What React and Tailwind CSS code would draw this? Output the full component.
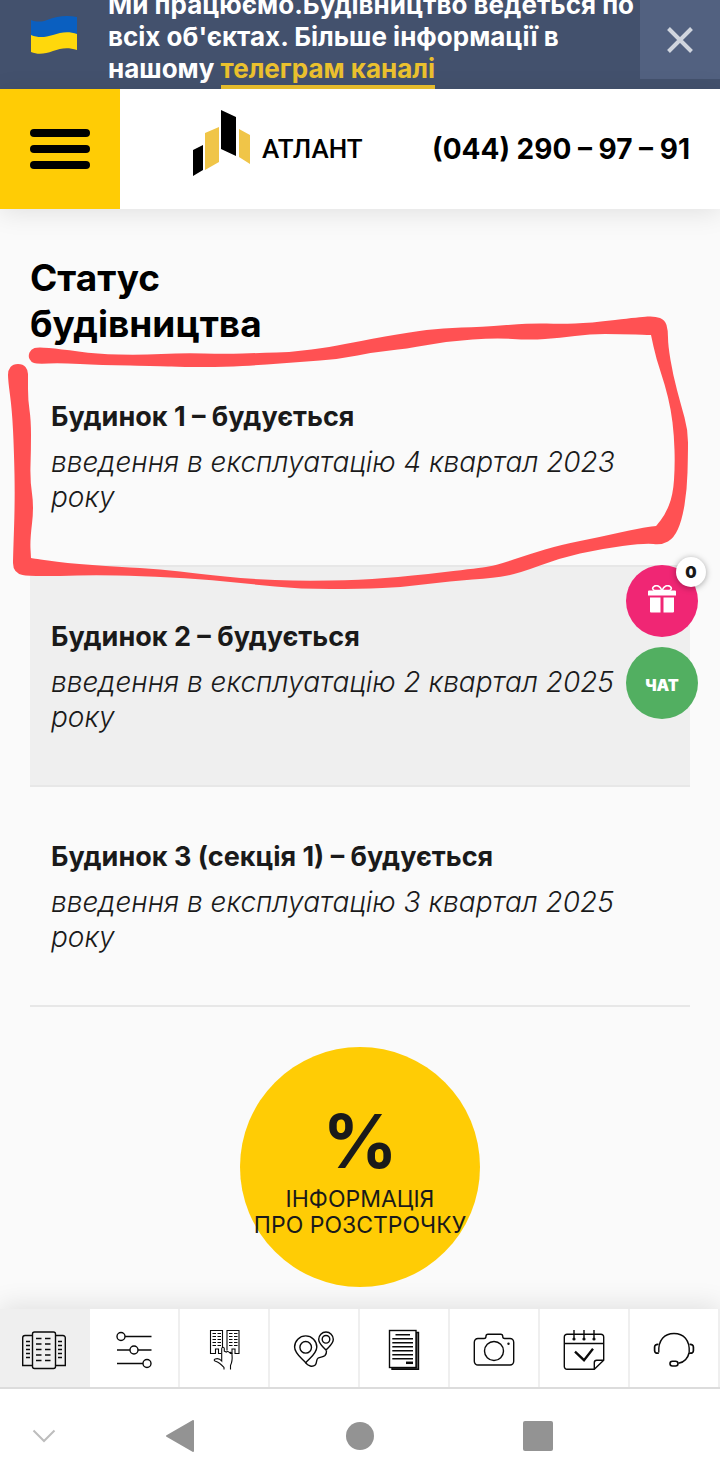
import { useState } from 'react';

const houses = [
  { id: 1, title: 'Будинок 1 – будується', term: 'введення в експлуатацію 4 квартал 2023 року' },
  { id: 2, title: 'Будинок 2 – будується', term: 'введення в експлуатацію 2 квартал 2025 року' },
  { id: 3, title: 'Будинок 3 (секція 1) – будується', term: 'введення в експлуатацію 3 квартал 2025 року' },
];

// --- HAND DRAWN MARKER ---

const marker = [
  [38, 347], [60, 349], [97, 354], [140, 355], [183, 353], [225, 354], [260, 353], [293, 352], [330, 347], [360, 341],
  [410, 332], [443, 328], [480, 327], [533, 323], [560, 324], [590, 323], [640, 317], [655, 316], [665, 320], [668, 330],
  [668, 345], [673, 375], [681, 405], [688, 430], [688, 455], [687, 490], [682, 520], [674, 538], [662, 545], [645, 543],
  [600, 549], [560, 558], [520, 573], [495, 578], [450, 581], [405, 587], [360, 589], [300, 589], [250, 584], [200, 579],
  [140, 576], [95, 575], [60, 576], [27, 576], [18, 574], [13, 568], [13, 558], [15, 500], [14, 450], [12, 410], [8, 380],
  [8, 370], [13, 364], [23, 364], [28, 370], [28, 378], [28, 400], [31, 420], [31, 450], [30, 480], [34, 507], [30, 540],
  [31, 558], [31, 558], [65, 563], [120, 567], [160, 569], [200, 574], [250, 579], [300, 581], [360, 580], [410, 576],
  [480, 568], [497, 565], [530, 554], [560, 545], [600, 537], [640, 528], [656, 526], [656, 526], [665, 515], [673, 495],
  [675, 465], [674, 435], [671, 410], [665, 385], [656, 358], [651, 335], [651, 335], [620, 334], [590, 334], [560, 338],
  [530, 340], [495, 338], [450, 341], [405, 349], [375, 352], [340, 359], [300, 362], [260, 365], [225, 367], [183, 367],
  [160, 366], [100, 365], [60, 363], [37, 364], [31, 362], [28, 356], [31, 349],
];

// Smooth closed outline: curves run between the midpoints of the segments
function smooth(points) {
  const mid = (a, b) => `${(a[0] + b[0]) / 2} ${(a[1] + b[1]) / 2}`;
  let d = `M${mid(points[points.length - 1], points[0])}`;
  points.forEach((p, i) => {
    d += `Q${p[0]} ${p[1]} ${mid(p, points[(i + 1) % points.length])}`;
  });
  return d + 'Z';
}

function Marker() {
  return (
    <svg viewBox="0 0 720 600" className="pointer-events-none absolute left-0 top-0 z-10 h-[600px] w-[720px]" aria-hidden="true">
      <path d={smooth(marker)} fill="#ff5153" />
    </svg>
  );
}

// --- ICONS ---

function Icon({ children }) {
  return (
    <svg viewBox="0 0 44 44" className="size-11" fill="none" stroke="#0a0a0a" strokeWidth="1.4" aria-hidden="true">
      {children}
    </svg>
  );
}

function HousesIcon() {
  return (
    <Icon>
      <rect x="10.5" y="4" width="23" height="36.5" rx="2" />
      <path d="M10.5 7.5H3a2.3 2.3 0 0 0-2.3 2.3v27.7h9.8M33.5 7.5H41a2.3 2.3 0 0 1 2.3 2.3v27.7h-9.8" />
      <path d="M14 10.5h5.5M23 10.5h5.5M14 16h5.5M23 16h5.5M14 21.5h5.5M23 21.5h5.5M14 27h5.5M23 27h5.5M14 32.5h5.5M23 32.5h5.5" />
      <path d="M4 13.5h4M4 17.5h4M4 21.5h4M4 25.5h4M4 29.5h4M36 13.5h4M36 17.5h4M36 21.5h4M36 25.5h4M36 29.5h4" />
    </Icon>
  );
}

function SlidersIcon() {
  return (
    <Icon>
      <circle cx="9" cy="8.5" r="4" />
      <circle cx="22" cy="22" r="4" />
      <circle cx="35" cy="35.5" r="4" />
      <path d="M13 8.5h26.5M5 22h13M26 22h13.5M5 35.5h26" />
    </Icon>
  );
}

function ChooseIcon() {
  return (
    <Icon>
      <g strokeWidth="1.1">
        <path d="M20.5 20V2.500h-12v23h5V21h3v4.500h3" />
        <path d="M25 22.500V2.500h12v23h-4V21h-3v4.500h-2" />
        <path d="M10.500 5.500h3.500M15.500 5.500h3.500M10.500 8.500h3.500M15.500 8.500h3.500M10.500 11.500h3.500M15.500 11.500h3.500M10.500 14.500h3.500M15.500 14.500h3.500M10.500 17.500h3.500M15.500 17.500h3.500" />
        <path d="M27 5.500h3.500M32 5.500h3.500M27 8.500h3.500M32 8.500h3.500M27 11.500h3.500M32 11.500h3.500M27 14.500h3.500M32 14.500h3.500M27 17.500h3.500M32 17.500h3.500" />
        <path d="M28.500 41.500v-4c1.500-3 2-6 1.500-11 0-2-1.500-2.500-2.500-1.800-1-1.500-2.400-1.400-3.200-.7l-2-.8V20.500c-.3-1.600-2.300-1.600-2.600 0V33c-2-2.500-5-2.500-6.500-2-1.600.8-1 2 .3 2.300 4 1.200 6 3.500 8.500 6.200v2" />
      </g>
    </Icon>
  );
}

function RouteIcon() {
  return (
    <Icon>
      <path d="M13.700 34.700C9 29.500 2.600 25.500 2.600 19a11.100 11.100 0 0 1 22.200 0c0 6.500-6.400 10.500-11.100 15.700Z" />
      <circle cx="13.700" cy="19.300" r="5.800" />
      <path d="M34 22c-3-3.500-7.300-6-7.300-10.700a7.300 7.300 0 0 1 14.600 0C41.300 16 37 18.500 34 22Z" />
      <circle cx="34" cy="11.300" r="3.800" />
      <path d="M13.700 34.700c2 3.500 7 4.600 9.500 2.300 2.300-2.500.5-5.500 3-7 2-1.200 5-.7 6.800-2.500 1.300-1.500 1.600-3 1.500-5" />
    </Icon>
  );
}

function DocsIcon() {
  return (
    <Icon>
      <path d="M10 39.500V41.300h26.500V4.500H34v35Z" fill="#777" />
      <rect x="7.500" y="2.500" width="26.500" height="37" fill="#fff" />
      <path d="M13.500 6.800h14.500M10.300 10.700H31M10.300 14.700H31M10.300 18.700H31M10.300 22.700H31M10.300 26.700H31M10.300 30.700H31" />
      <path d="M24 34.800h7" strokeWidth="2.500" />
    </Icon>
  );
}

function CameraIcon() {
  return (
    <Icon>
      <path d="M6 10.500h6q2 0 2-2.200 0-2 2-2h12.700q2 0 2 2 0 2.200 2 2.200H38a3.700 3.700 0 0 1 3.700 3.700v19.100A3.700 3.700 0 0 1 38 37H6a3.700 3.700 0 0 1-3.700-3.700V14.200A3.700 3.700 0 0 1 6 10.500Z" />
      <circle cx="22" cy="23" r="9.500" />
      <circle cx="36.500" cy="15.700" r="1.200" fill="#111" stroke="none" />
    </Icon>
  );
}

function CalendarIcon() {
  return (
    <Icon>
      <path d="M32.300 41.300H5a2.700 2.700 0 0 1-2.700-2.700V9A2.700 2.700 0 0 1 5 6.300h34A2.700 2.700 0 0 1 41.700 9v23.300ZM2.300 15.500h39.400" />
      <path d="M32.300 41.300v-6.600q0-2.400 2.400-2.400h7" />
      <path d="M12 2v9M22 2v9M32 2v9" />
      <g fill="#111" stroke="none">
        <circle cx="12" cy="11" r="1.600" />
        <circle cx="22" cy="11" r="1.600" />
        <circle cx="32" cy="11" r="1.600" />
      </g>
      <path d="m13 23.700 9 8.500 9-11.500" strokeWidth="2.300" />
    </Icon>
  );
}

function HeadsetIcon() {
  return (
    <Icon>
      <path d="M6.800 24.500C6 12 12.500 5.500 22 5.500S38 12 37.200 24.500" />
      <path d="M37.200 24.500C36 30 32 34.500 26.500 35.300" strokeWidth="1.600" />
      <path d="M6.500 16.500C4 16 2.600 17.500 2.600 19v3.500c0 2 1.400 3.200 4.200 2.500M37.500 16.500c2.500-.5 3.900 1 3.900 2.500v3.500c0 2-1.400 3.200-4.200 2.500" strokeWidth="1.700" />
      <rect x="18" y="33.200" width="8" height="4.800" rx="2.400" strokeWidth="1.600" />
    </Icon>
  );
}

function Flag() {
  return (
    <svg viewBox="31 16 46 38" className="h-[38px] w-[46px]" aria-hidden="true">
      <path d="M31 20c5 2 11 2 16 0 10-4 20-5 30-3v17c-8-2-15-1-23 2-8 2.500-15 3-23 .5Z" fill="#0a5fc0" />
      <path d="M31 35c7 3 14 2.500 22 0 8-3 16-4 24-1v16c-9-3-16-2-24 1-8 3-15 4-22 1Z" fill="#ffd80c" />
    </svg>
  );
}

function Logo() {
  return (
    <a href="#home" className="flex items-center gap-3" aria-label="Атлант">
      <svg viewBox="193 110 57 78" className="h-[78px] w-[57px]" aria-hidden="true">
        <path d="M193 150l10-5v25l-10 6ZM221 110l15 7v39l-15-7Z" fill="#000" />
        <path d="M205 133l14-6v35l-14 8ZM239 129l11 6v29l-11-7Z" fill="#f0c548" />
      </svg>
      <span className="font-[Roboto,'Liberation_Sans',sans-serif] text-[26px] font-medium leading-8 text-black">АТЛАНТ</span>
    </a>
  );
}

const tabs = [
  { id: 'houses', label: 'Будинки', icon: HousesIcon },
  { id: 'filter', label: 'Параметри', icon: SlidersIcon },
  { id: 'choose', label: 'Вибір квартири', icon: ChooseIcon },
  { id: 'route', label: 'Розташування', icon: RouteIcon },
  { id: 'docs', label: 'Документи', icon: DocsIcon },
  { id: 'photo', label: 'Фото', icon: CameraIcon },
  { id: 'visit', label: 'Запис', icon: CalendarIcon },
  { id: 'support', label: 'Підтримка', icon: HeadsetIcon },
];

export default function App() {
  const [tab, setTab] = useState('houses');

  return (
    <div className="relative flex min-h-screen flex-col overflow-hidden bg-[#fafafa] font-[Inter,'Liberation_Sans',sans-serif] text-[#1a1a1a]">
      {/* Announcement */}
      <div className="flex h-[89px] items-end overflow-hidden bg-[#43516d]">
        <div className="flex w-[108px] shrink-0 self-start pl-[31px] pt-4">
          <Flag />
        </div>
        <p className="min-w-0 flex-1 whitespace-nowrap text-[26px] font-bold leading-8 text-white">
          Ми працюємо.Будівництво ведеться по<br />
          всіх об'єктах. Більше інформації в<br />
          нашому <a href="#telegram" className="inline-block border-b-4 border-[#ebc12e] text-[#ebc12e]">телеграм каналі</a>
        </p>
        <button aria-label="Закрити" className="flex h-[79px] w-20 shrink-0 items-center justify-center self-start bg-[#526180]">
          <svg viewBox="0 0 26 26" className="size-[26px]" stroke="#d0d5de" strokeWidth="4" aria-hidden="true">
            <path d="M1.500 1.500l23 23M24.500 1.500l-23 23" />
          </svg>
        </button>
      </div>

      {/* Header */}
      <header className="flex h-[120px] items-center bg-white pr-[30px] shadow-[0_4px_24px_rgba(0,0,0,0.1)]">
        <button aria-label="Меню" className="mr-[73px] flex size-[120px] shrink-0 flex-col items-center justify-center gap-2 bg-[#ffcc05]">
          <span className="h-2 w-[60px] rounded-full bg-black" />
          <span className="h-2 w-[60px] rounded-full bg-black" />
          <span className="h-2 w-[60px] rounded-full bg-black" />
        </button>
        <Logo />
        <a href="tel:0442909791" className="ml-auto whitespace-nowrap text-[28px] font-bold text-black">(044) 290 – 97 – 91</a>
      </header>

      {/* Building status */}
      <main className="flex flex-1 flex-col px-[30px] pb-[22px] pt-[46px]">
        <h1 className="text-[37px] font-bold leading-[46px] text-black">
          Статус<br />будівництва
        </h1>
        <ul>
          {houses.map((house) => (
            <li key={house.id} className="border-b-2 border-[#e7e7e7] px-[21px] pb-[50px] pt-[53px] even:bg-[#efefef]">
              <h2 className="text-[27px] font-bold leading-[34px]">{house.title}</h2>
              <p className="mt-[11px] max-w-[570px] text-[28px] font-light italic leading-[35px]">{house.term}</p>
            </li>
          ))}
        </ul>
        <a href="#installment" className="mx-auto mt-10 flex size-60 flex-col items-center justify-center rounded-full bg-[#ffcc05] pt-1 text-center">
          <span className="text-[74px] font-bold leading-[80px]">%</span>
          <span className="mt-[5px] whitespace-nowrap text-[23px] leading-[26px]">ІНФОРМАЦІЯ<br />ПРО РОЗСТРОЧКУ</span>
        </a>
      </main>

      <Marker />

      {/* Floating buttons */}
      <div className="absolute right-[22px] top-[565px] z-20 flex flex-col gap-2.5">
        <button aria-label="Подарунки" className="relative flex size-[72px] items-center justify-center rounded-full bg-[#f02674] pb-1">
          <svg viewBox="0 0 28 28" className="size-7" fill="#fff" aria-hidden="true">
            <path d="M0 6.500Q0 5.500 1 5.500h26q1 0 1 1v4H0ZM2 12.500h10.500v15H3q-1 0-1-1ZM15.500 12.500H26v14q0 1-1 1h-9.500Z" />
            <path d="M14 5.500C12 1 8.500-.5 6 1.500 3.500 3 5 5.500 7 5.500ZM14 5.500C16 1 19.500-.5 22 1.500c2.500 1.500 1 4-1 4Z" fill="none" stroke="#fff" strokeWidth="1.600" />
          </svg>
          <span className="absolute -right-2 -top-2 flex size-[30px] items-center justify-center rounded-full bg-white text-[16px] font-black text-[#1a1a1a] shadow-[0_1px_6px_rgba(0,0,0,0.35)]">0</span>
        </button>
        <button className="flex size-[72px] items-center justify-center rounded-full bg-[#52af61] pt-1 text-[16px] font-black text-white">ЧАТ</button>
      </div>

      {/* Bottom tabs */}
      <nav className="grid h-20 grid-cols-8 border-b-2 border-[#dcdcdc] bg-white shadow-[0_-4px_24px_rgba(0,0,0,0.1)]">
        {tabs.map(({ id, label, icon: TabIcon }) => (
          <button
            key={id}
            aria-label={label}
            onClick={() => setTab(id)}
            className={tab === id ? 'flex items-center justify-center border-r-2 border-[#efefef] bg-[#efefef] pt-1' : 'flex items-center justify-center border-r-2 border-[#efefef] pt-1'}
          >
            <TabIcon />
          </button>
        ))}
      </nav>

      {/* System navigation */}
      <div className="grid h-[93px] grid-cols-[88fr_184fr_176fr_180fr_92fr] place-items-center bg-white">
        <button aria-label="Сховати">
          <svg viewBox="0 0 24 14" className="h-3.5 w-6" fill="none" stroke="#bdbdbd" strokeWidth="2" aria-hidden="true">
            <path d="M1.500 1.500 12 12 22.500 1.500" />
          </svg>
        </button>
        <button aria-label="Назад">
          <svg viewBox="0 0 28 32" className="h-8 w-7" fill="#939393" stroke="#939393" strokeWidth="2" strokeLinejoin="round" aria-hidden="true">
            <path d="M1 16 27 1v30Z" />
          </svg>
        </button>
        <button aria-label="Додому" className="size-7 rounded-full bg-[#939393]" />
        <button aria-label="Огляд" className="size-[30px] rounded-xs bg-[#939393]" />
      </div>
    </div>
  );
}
━━━
Repeat the listing above from its first line through the line that contains "--- HAND DRAWN", both included, and nothing more. Drop the pictures.

→ RESULT OF THE TASK:
What React and Tailwind CSS code would draw this? Output the full component.
import { useState } from 'react';

const houses = [
  { id: 1, title: 'Будинок 1 – будується', term: 'введення в експлуатацію 4 квартал 2023 року' },
  { id: 2, title: 'Будинок 2 – будується', term: 'введення в експлуатацію 2 квартал 2025 року' },
  { id: 3, title: 'Будинок 3 (секція 1) – будується', term: 'введення в експлуатацію 3 квартал 2025 року' },
];

// --- HAND DRAWN MARKER ---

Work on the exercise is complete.